Last year’s failed attempt to recall Baker City Councilors Dennis Dorrah and Beverly Calder highlights this troubling aspect of the law.

First, though, the good stuff.

Campaigns that receive more than $100 in cash or in-kind contributions from a person in the same calendar year must list that contributor’s name on the campaign’s forms. Those forms are easily accessible online via the Secretary of State’s Orestar system (https://secure.sos.state.or.us/eim/jsp/CEMainPage.jsp).

Now for the glitch.

A contributor who buys something for a campaign — pays a bill for printing pamphlets, for instance — with the expectation of being reimbursed later, does not have to be immediately listed, by name, on the campaign’s reporting forms.

These transactions are known as “personal expenditures for reimbursement.”

And unfortunately, later reimbursement can be a whole lot later. Years later, in fact, if both the campaign and the contributor don’t mind the delay.

The contributor’s name must be shown on a report only when one of two things happens, said Jennifer Hertel, a compliance specialist with the state Elections Division.

One, when the campaign reimburses the contributor, that transaction must be listed on a reporting form, including the name of the contributor.

Or, two, if the contributor agrees to forgive the debt, then the amount originally paid must be listed as an in-kind contribution and shown as a transaction, complete with the contributor’s name, on the campaign’s reporting form.

There is, however, no time limit, Hertel said.

The use of personal expenditures for reimbursement is relatively common and, to reiterate, it’s legal, Hertel said.

Which brings us back to last year’s Baker City recall campaign.

The committee in favor of the recall listed three people, by name, who contributed more than $100, but less than $200, in cash.

But two larger contributions— including the campaign’s biggest — are listed on reporting forms only as “personal expenditure for reimbursement.”
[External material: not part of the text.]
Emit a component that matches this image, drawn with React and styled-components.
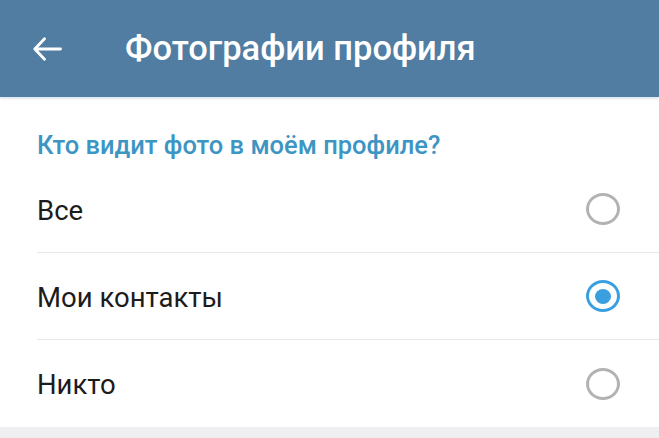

One is for $666.10, the other for $2,041.40. Both were made in early October of 2009.

Yet almost eight months later we don’t know who spent that money, which accounts for more than half the campaign’s total contributions.

And according to Oregon law, the Recall Dorrah & Calder Committee doesn’t have to disclose the name of the contributor (or contributors) until they’re either reimbursed or they decide to forgive the debt.

This meets the letter of the law, but it blatantly violates the spirit.

The bottom line is that either an individual or a group shelled out more than $2,700 to assist the recall campaign last fall.

And although the purpose of the campaign financing law is to ensure citizens know who wrote those checks, the very law also allows campaigns to avoid, indefinitely albeit legally, that very requirement.

The Legislature should look into eliminating, or at least constricting, this loophole when it convenes in January.